The CINCO Steps to Budgeting

The “B” word can be scary. We’re talking about the word Budget. A budget can elicit a number of different feelings. Often it reminds you that you’re spending too much. Or maybe you prefer to stick your head in the sand and ignore it. Perhaps you think of a straight jacket every time you hear the “B word” because it makes you feel like you are restricted and can’t live freely. No matter how it makes you feel, the reality is…you need one. CINCO has five easy steps to follow to help you create a budget you can live with:

1) Cash Flow Monthly Budget

To start a basic monthly cash flow budget, you have to go back to basic Accounting 101 were you list all your credits on the left and your debits on the right. Under credits, any source of income (salary, tips, child support, etc.) should be listed. After you determine how much money you receive each month, your next step is to look at where your money’s going. When listing your debits, be sure to include all your expenses: mortgage/rent, utilities, groceries, dining out, gas, car payment, credit card payments, etc.

This monthly cash flow budget will help you determine precisely how much money you need each month to make ends meet.

2) The Full Budget

In order to create a full budget, take a look at your monthly budget. List each debit item according to its importance. Start with your mortgage payment/rent since you need to keep a roof over your head. Next might be your car payment so you can get back and forth to work. Continue the list in this way, ordering from most important to least important.

If you have money left over – congratulations - continue to step number 3. If you are “in the red,” you will need to start eliminating debts. Start with the last thing on your list - is it something you can eliminate from your budget? For example, if you budgeted $100 a month for dining out and entertainment, you should be willing to eliminate these from your budget until you get into the “black” again.

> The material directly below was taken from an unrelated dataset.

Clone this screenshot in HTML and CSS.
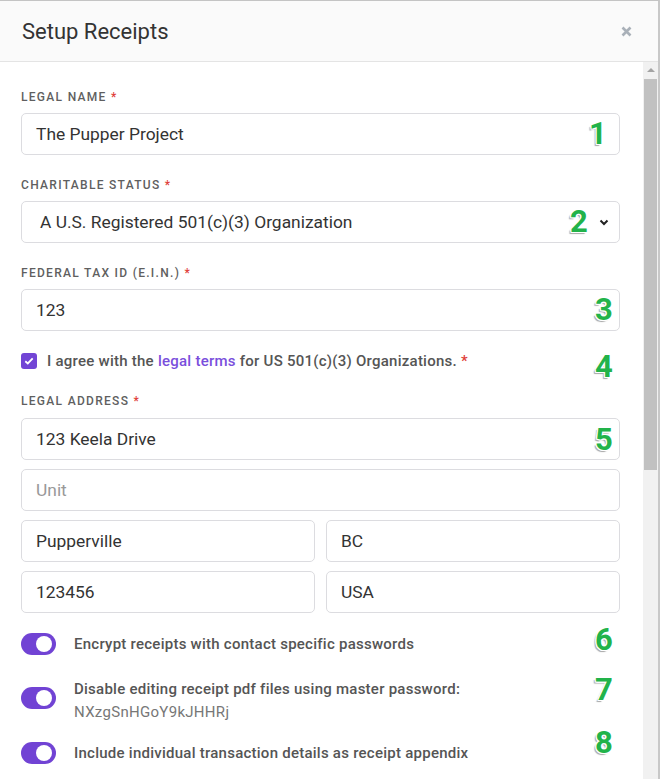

Continue eliminating things from your list until, at the very least, you have the same amount going out as you have coming in.

Better yet, try to have more in the plus column so you can put the extra into savings.

By setting some money aside, you will be better prepared to pay cash for any emergency that might arise. (Look at Step 4 for information about creating an emergency fund.)

3) Pay Off Debt

List your debts (not including your mortgage) from your smallest balance to your highest balance. Next to your balance list the corresponding interest rate. For example:

  • Capital One $2,612 18.99% APR
  • American Express $4,232 12.99% APR
  • MasterCard $5,562 9.99% APR

The smallest balance should be your number one priority to pay off. Pay the minimum amount on the other debts while trying to make double (or whatever amount you can afford) payments on the smallest debt. Once the smallest debt is paid off, take the same amount you used to pay it off and apply it to the next debt on your list plus the minimum amount you were paying on this debt. Do this until all your debts are paid off.

4) 3 Month Emergency Fund

Once all your debt is paid off, you should start adding the money you were using to pay off your debts to your emergency fund. This emergency fund is for those unexpected life events: loss of a job, car repairs, new roof, etc. It is not a fund to be used to buy clothes, a new car, or the new Xbox 360. It is only to be used in case of a real emergency.

Your goal is to have enough money to live on for 3 months. This 3 month reserve should keep you afloat in case you lose your job. For example, if your monthly expenses (the debits in your full budget plan) are $3000, your goal is to have $9,000.

Once you have reached the 3-month goal, take yourself out for a nice steak dinner and then shoot for 6 months. After you have 6 months worth of savings, you can start investing.

5) Review Your Budget Monthly

It is important to review your budget regularly to make sure you are staying on track. After the first month, compare the actual expenses with what you had created in your budget. This will show you where you did well and where you may need to improve. Try not to get frustrated if you didn’t stay on budget. Remember that you are changing a learned behavior and it will take time to relearn. The important thing is to keep trying each month and not to give up.